◆ WHAT YOU SHOULD DO ◆
Set the data down again, exactly as it reads, but without the pictures.

============

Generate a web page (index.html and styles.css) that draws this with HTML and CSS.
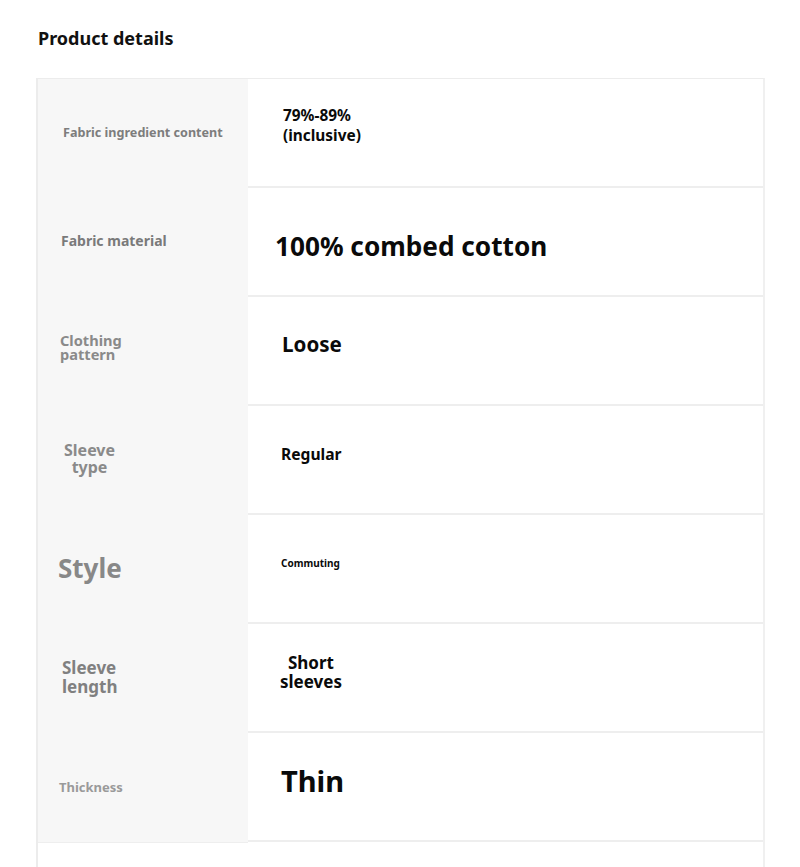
FILE: index.html
```html
<!DOCTYPE html>
<html>
<head>
<meta charset="utf-8">
<link rel="stylesheet" href="styles.css">
</head>
<body>
<div class="page">
  <h1 class="title">Product details</h1>
  <div class="table">
    <div class="row">
      <div class="label l1">Fabric ingredient content</div>
      <div class="value v1">79%-89%<br>(inclusive)</div>
    </div>
    <div class="row">
      <div class="label l2">Fabric material</div>
      <div class="value v2">100% combed cotton</div>
    </div>
    <div class="row">
      <div class="label l3">Clothing<br>pattern</div>
      <div class="value v3">Loose</div>
    </div>
    <div class="row">
      <div class="label l4">Sleeve<br>type</div>
      <div class="value v4">Regular</div>
    </div>
    <div class="row">
      <div class="label l5">Style</div>
      <div class="value v5">Commuting</div>
    </div>
    <div class="row">
      <div class="label l6">Sleeve<br>length</div>
      <div class="value v6">Short<br>sleeves</div>
    </div>
    <div class="row">
      <div class="label l7">Thickness</div>
      <div class="value v7">Thin</div>
    </div>
    <div class="row row-empty">
      <div class="label-empty"></div>
      <div class="value"></div>
    </div>
  </div>
</div>
</body>
</html>
```

FILE: styles.css
```css
* { box-sizing: border-box; }
html, body { margin: 0; padding: 0; background: #fff; }
body {
  font-family: "Noto Sans", "Open Sans", sans-serif;
  font-weight: 700;
  overflow: hidden;
  height: 867px;
}
.page { padding: 0 35px 0 36px; }
.title {
  margin: 0;
  padding: 26px 0 0 2px;
  height: 78px;
  font-size: 18px;
  line-height: 24px;
  font-weight: 700;
  color: #111;
}
.table {
  border-top: 1px solid #ececec;
  border-left: 2px solid #ececec;
  border-right: 2px solid #f0f0f0;
}
.row {
  display: grid;
  grid-template-columns: 210px 1fr;
  height: 109px;
}
.label {
  background: #f7f7f7;
  color: #858585;
  display: flex;
  align-items: center;
  padding-left: 24px;
}
.label-empty { background: #fff; border-top: 1px solid #eee; }
.value {
  display: flex;
  align-items: center;
  color: #0a0a0a;
  border-bottom: 2px solid #eeeeee;
}
.row-empty .value { border-bottom: none; }
.l1 { font-size: 12.6px; padding-left: 25px; padding-bottom: 2px; color: #7d7d7d; }
.v1 { font-size: 15.4px; line-height: 20px; padding-left: 35px; padding-bottom: 13px; }
.l2 { font-size: 14px; padding-left: 23px; padding-bottom: 4px; color: #7a7a7a; }
.v2 { font-size: 26.2px; padding-left: 27px; padding-top: 8px; }
.l3 { font-size: 14.6px; line-height: 14px; padding-left: 22px; padding-bottom: 10px; color: #8a8a8a; }
.v3 { font-size: 20.6px; padding-left: 34px; padding-bottom: 14px; }
.l4 { font-size: 16px; line-height: 17px; padding-left: 26px; text-align: center; padding-bottom: 4px; color: #8a8a8a; }
.v4 { font-size: 15.6px; padding-left: 33px; padding-bottom: 12px; }
.l5 { font-size: 26px; padding-left: 20px; padding-bottom: 4px; color: #888; }
.v5 { font-size: 10px; padding-left: 33px; padding-bottom: 12px; }
.l6 { font-size: 17px; line-height: 19px; padding-left: 24px; padding-bottom: 4px; color: #808080; }
.v6 { font-size: 17px; line-height: 19px; padding-left: 32px; padding-bottom: 12px; text-align: center; }
.l7 { font-size: 13px; padding-left: 21px; padding-bottom: 2px; color: #9a9a9a; }
.v7 { font-size: 29px; padding-left: 33px; padding-bottom: 12px; }
```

============

◆ THE COMPLETED TASK ◆
Generate a web page (index.html and styles.css) that draws this with HTML and CSS.
FILE: index.html
```html
<!DOCTYPE html>
<html>
<head>
<meta charset="utf-8">
<link rel="stylesheet" href="styles.css">
</head>
<body>
<div class="page">
  <h1 class="title">Product details</h1>
  <div class="table">
    <div class="row">
      <div class="label l1">Fabric ingredient content</div>
      <div class="value v1">79%-89%<br>(inclusive)</div>
    </div>
    <div class="row">
      <div class="label l2">Fabric material</div>
      <div class="value v2">100% combed cotton</div>
    </div>
    <div class="row">
      <div class="label l3">Clothing<br>pattern</div>
      <div class="value v3">Loose</div>
    </div>
    <div class="row">
      <div class="label l4">Sleeve<br>type</div>
      <div class="value v4">Regular</div>
    </div>
    <div class="row">
      <div class="label l5">Style</div>
      <div class="value v5">Commuting</div>
    </div>
    <div class="row">
      <div class="label l6">Sleeve<br>length</div>
      <div class="value v6">Short<br>sleeves</div>
    </div>
    <div class="row">
      <div class="label l7">Thickness</div>
      <div class="value v7">Thin</div>
    </div>
    <div class="row row-empty">
      <div class="label-empty"></div>
      <div class="value"></div>
    </div>
  </div>
</div>
</body>
</html>
```

FILE: styles.css
```css
* { box-sizing: border-box; }
html, body { margin: 0; padding: 0; background: #fff; }
body {
  font-family: "Noto Sans", "Open Sans", sans-serif;
  font-weight: 700;
  overflow: hidden;
  height: 867px;
}
.page { padding: 0 35px 0 36px; }
.title {
  margin: 0;
  padding: 26px 0 0 2px;
  height: 78px;
  font-size: 18px;
  line-height: 24px;
  font-weight: 700;
  color: #111;
}
.table {
  border-top: 1px solid #ececec;
  border-left: 2px solid #ececec;
  border-right: 2px solid #f0f0f0;
}
.row {
  display: grid;
  grid-template-columns: 210px 1fr;
  height: 109px;
}
.label {
  background: #f7f7f7;
  color: #858585;
  display: flex;
  align-items: center;
  padding-left: 24px;
}
.label-empty { background: #fff; border-top: 1px solid #eee; }
.value {
  display: flex;
  align-items: center;
  color: #0a0a0a;
  border-bottom: 2px solid #eeeeee;
}
.row-empty .value { border-bottom: none; }
.l1 { font-size: 12.6px; padding-left: 25px; padding-bottom: 2px; color: #7d7d7d; }
.v1 { font-size: 15.4px; line-height: 20px; padding-left: 35px; padding-bottom: 13px; }
.l2 { font-size: 14px; padding-left: 23px; padding-bottom: 4px; color: #7a7a7a; }
.v2 { font-size: 26.2px; padding-left: 27px; padding-top: 8px; }
.l3 { font-size: 14.6px; line-height: 14px; padding-left: 22px; padding-bottom: 10px; color: #8a8a8a; }
.v3 { font-size: 20.6px; padding-left: 34px; padding-bottom: 14px; }
.l4 { font-size: 16px; line-height: 17px; padding-left: 26px; text-align: center; padding-bottom: 4px; color: #8a8a8a; }
.v4 { font-size: 15.6px; padding-left: 33px; padding-bottom: 12px; }
.l5 { font-size: 26px; padding-left: 20px; padding-bottom: 4px; color: #888; }
.v5 { font-size: 10px; padding-left: 33px; padding-bottom: 12px; }
.l6 { font-size: 17px; line-height: 19px; padding-left: 24px; padding-bottom: 4px; color: #808080; }
.v6 { font-size: 17px; line-height: 19px; padding-left: 32px; padding-bottom: 12px; text-align: center; }
.l7 { font-size: 13px; padding-left: 21px; padding-bottom: 2px; color: #9a9a9a; }
.v7 { font-size: 29px; padding-left: 33px; padding-bottom: 12px; }
```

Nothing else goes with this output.